→ **EXERCISE BRIEF**:
Set down only those lines that fall from the line containing "Recreate this image" through the line containing "groups of four!</p>", unchanged and without pictures.
________________________
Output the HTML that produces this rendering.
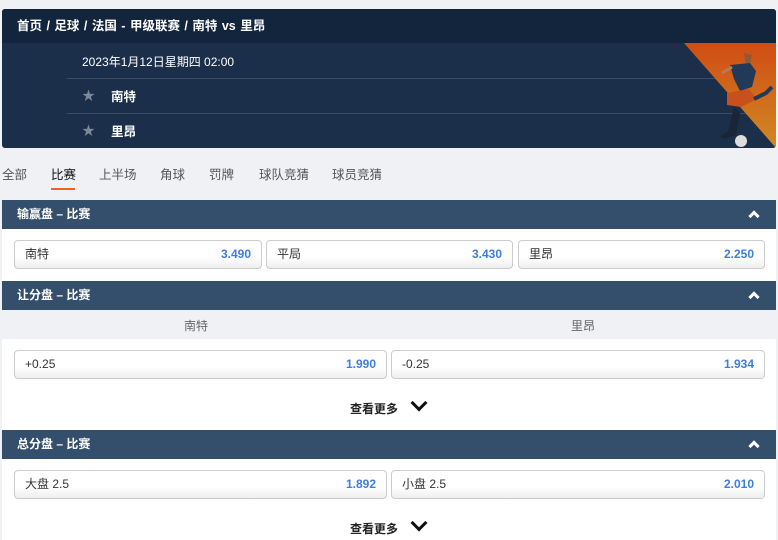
<!DOCTYPE html>
<html><head><meta charset="utf-8"><style>
*{margin:0;padding:0;box-sizing:border-box}
body{width:778px;height:540px;overflow:hidden;background:#f0f1f5;font-family:"Liberation Sans","Noto Sans CJK SC",sans-serif;font-size:12px;color:#222;position:relative}
.abs{position:absolute}
.hdr{left:2px;top:9px;width:774px;height:139px;background:#1b2e4a;border-radius:3px;overflow:hidden}
.bc{left:0;top:0;width:774px;height:34px;background:#13243d;color:#fff;font-weight:bold;font-size:12.5px;line-height:34px;padding-left:15px;word-spacing:1px}
.line{height:1px;background:#3a4d68;left:65px;width:709px}
.w{color:#fff}
.tab{top:164px;font-size:12.5px;color:#555}
.sec{left:2px;width:774px;height:29px;background:#344f6b;color:#fff;font-weight:bold;font-size:12px;line-height:29px;padding-left:15px}
.car{position:absolute;right:18px;top:12px;width:8px;height:8px;border-left:3px solid #fff;border-top:3px solid #fff;transform:rotate(45deg)}
.wh{left:2px;width:774px;background:#fff}
.btn{position:absolute;height:29px;border:1px solid #ccc;border-radius:4px;background:linear-gradient(#fff 60%,#eee);line-height:27px;padding:0 10px;font-size:12px;color:#333}
.btn b{float:right;color:#3b7de0;font-weight:bold}
.more{font-size:12px;font-weight:bold;color:#222}
.chev{display:inline-block;width:12px;height:12px;border-right:3px solid #111;border-bottom:3px solid #111;transform:rotate(45deg);margin-left:15px;position:relative;top:-4px}
.star{color:#7d8899;font-size:13px}
</style></head><body>
<div class="abs hdr">
<div class="abs bc">首页&nbsp;/&nbsp;足球&nbsp;/&nbsp;法国 - 甲级联赛&nbsp;/&nbsp;南特 vs 里昂</div>
<div class="abs w" style="left:80px;top:44px;font-size:12px">2023年1月12日星期四 02:00</div>
<div class="abs line" style="top:69px"></div>
<div class="abs line" style="top:104px"></div>
<div class="abs star" style="left:80px;top:76px">★</div>
<div class="abs w" style="left:109px;top:77px;font-weight:bold;font-size:12.5px">南特</div>
<div class="abs star" style="left:80px;top:111px">★</div>
<div class="abs w" style="left:109px;top:112px;font-weight:bold;font-size:12.5px">里昂</div>
<svg class="abs" style="left:680px;top:34px" width="94" height="105"><defs><linearGradient id="g" x1="0" y1="0" x2="0" y2="1"><stop offset="0" stop-color="#d14c14"/><stop offset="1" stop-color="#d08a22"/></linearGradient></defs><polygon points="2,0 94,0 94,105" fill="url(#g)"/>
<path d="M62,10 l8,2 -2,9 -4,1 z" fill="#8a5a3a"/><path d="M48,22 l20,-2 6,8 -4,16 -12,4 -6,-12 z" fill="#223a58"/><path d="M45,50 l22,-4 8,10 -16,8 -14,-2z" fill="#c8501a"/><path d="M52,64 l-6,25 -8,4 4,3 12,-4 4,-22z" fill="#1a2535"/><circle cx="59" cy="98" r="6" fill="#ddd"/><path d="M40,30 l10,-6" stroke="#b87b5a" stroke-width="3"/><path d="M72,56 l12,-6 6,-6" stroke="#223a58" stroke-width="4"/></svg>
</div>
<div class="abs tab" style="left:2px">全部</div>
<div class="abs tab" style="left:51px;color:#111">比赛</div>
<div class="abs" style="left:51px;top:188px;width:24px;height:2px;background:#f0621e"></div>
<div class="abs tab" style="left:99px">上半场</div>
<div class="abs tab" style="left:160px">角球</div>
<div class="abs tab" style="left:209px">罚牌</div>
<div class="abs tab" style="left:259px">球队竞猜</div>
<div class="abs tab" style="left:332px">球员竞猜</div>

<div class="abs sec" style="top:200px">输赢盘 – 比赛<span class="car"></span></div>
<div class="abs wh" style="top:229px;height:52px"></div>
<div class="btn" style="left:14px;top:240px;width:248px">南特<b>3.490</b></div>
<div class="btn" style="left:266px;top:240px;width:247px">平局<b>3.430</b></div>
<div class="btn" style="left:518px;top:240px;width:247px">里昂<b>2.250</b></div>

<div class="abs sec" style="top:281px">让分盘 – 比赛<span class="car"></span></div>
<div class="abs" style="left:184px;top:317px;color:#666">南特</div>
<div class="abs" style="left:571px;top:317px;color:#666">里昂</div>
<div class="abs wh" style="top:339px;height:91px"></div>
<div class="btn" style="left:14px;top:350px;width:373px">+0.25<b>1.990</b></div>
<div class="btn" style="left:391px;top:350px;width:374px">-0.25<b>1.934</b></div>
<div class="abs more" style="left:350px;top:400px">查看更多<span class="chev"></span></div>

<div class="abs sec" style="top:430px">总分盘 – 比赛<span class="car"></span></div>
<div class="abs wh" style="top:459px;height:81px"></div>
<div class="btn" style="left:14px;top:470px;width:373px">大盘 2.5<b>1.892</b></div>
<div class="btn" style="left:391px;top:470px;width:374px">小盘 2.5<b>2.010</b></div>
<div class="abs more" style="left:350px;top:520px">查看更多<span class="chev"></span></div>
</body></html>
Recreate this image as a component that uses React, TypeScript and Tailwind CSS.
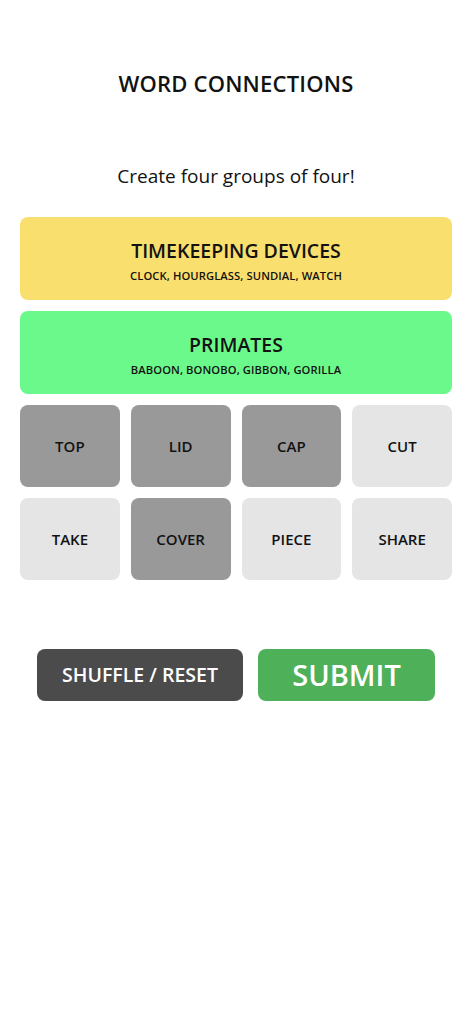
const font = { fontFamily: '"Open Sans", "Noto Sans", sans-serif' };

type Tile = { word: string; selected: boolean };

const groups = [
  { title: "TIMEKEEPING DEVICES", words: "CLOCK, HOURGLASS, SUNDIAL, WATCH", color: "bg-[#f9df6d]" },
  { title: "PRIMATES", words: "BABOON, BONOBO, GIBBON, GORILLA", color: "bg-[#6cf98b]" },
];

const tiles: Tile[] = [
  { word: "TOP", selected: true },
  { word: "LID", selected: true },
  { word: "CAP", selected: true },
  { word: "CUT", selected: false },
  { word: "TAKE", selected: false },
  { word: "COVER", selected: true },
  { word: "PIECE", selected: false },
  { word: "SHARE", selected: false },
];

export default function App() {
  return (
    <div className="min-h-screen bg-white text-[#121212]" style={font}>
      <div className="flex flex-col items-center px-5 pt-[68px]">
        <h1 className="text-[22px] leading-[30px] font-semibold tracking-[0.2px]">WORD CONNECTIONS</h1>
        <p className="mt-[64px] text-[19px] leading-[28px] font-medium">Create four groups of four!</p>

        <div className="mt-[27px] flex w-full flex-col gap-[11px]">
          {groups.map((g) => (
            <div
              key={g.title}
              className={`flex h-[83px] flex-col items-center justify-center rounded-lg pt-[5px] ${g.color}`}
            >
              <div className="text-[19.5px] leading-[24px] font-semibold">{g.title}</div>
              <div className="mt-[5px] text-[11.2px] leading-[16px] font-semibold tracking-[0.1px]">{g.words}</div>
            </div>
          ))}

          <div className="grid grid-cols-4 gap-[11px]">
            {tiles.map((t) => (
              <div
                key={t.word}
                className={`flex h-[82px] items-center justify-center rounded-lg text-[15px] font-semibold ${
                  t.selected ? "bg-[#999999]" : "bg-[#e5e5e5]"
                }`}
              >
                {t.word}
              </div>
            ))}
          </div>
        </div>

        <div className="mt-[69px] flex gap-[15px]">
          <button className="h-[52px] w-[206px] rounded-lg bg-[#4b4b4b] text-[19.5px] font-semibold text-white">
            SHUFFLE / RESET
          </button>
          <button className="h-[52px] w-[177px] rounded-lg bg-[#4fb05a] text-[29px] font-semibold text-white">
            SUBMIT
          </button>
        </div>
      </div>
    </div>
  );
}
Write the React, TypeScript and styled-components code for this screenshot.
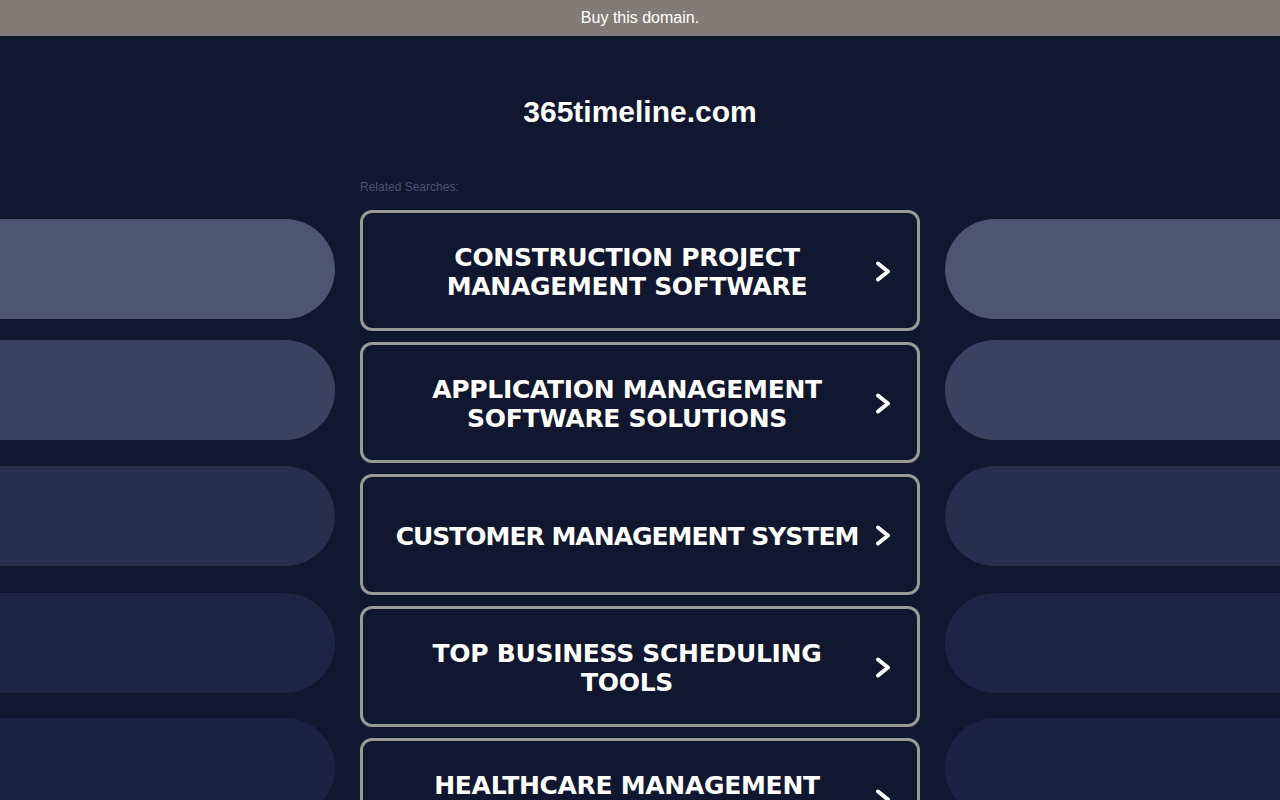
import React from 'react'
import styled, { createGlobalStyle } from 'styled-components'

// tight: a title that stays on one line, as the source font is a bit narrower
const searches = [
    { label: 'CONSTRUCTION PROJECT MANAGEMENT SOFTWARE', tight: false },
    { label: 'APPLICATION MANAGEMENT SOFTWARE SOLUTIONS', tight: false },
    { label: 'CUSTOMER MANAGEMENT SYSTEM', tight: true },
    { label: 'TOP BUSINESS SCHEDULING TOOLS', tight: false },
    { label: 'HEALTHCARE MANAGEMENT SOFTWARE', tight: false },
]

// side decoration: colour and gap above each pill
const pills = [
    { color: '#4c5672', gap: 0 },
    { color: '#3a4261', gap: 21 },
    { color: '#262f4e', gap: 26 },
    { color: '#1c2546', gap: 27 },
    { color: '#1a2343', gap: 25 },
]

const GlobalStyle = createGlobalStyle`
    html, body {
        margin: 0;
        padding: 0;
        background: #11172e;
        overflow: hidden;
    }
    body {
        font-family: "Liberation Sans", Arial, sans-serif;
    }
`

const Page = styled.div`
    height: 800px;
    overflow: hidden;
    background: #11172e;
`

const TopBar = styled.div`
    height: 36px;
    background: #817c78;
    color: #fff;
    font-size: 16px;
    display: flex;
    align-items: center;
    justify-content: center;
`

const Title = styled.h1`
    margin: 58px 0 0;
    font-size: 30px;
    line-height: 36px;
    font-weight: bold;
    color: #fff;
    text-align: center;
`

const Body = styled.div`
    display: grid;
    grid-template-columns: 1fr 560px 1fr;
    column-gap: 25px;
    margin-top: 49px;
`

const Side = styled.div`
    display: flex;
    flex-direction: column;
    padding-top: 40px;
`

const Pill = styled.div<{ $color: string; $gap: number; $side: 'left' | 'right' }>`
    height: 100px;
    flex-shrink: 0;
    margin-top: ${p => p.$gap}px;
    background: ${p => p.$color};
    border-radius: ${p => (p.$side === 'left' ? '0 50px 50px 0' : '50px 0 0 50px')};
`

const Center = styled.div`
    display: flex;
    flex-direction: column;
`

const Related = styled.div`
    font-size: 12px;
    line-height: 14px;
    padding-top: 1px;
    color: #4b5574;
    margin-bottom: 16px;
`

const List = styled.div`
    display: flex;
    flex-direction: column;
    gap: 11px;
`

const SearchLink = styled.a`
    display: flex;
    align-items: center;
    height: 121px;
    box-sizing: border-box;
    border: 3px solid #999;
    border-radius: 12px;
    padding: 3px 20px 0 24px;
    text-decoration: none;
    flex-shrink: 0;
`

const Label = styled.span<{ $tight: boolean }>`
    flex: 1;
    text-align: center;
    color: #fff;
    font-family: "DejaVu Sans", Verdana, sans-serif;
    font-weight: bold;
    font-size: 25px;
    line-height: 29px;
    letter-spacing: ${p => (p.$tight ? '-1px' : '-0.3px')};
    white-space: ${p => (p.$tight ? 'nowrap' : 'normal')};
`

const Arrow = styled.svg`
    width: 30px;
    height: 30px;
    flex-shrink: 0;
`

function Chevron() {
    return <Arrow viewBox='0 0 30 30'>
        <polyline points='11,6.5 21,14.5 11,22.5' fill='none' stroke='#fff' strokeWidth='4' strokeLinecap='round' strokeLinejoin='round' />
    </Arrow>
}

export default function App() {
    return <Page>
        <GlobalStyle />
        <TopBar>Buy this domain.</TopBar>
        <Title>365timeline.com</Title>
        <Body>
            <Side>
                {pills.map((p, i) => <Pill key={i} $color={p.color} $gap={p.gap} $side='left' />)}
            </Side>
            <Center>
                <Related>Related Searches:</Related>
                <List>
                    {searches.map(s => <SearchLink key={s.label} href='#'>
                        <Label $tight={s.tight}>{s.label}</Label>
                        <Chevron />
                    </SearchLink>)}
                </List>
            </Center>
            <Side>
                {pills.map((p, i) => <Pill key={i} $color={p.color} $gap={p.gap} $side='right' />)}
            </Side>
        </Body>
    </Page>
}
________________________
→ **SOLUTION FOR THIS TASK**:
Recreate this image as a component that uses React, TypeScript and Tailwind CSS.
const font = { fontFamily: '"Open Sans", "Noto Sans", sans-serif' };

type Tile = { word: string; selected: boolean };

const groups = [
  { title: "TIMEKEEPING DEVICES", words: "CLOCK, HOURGLASS, SUNDIAL, WATCH", color: "bg-[#f9df6d]" },
  { title: "PRIMATES", words: "BABOON, BONOBO, GIBBON, GORILLA", color: "bg-[#6cf98b]" },
];

const tiles: Tile[] = [
  { word: "TOP", selected: true },
  { word: "LID", selected: true },
  { word: "CAP", selected: true },
  { word: "CUT", selected: false },
  { word: "TAKE", selected: false },
  { word: "COVER", selected: true },
  { word: "PIECE", selected: false },
  { word: "SHARE", selected: false },
];

export default function App() {
  return (
    <div className="min-h-screen bg-white text-[#121212]" style={font}>
      <div className="flex flex-col items-center px-5 pt-[68px]">
        <h1 className="text-[22px] leading-[30px] font-semibold tracking-[0.2px]">WORD CONNECTIONS</h1>
        <p className="mt-[64px] text-[19px] leading-[28px] font-medium">Create four groups of four!</p>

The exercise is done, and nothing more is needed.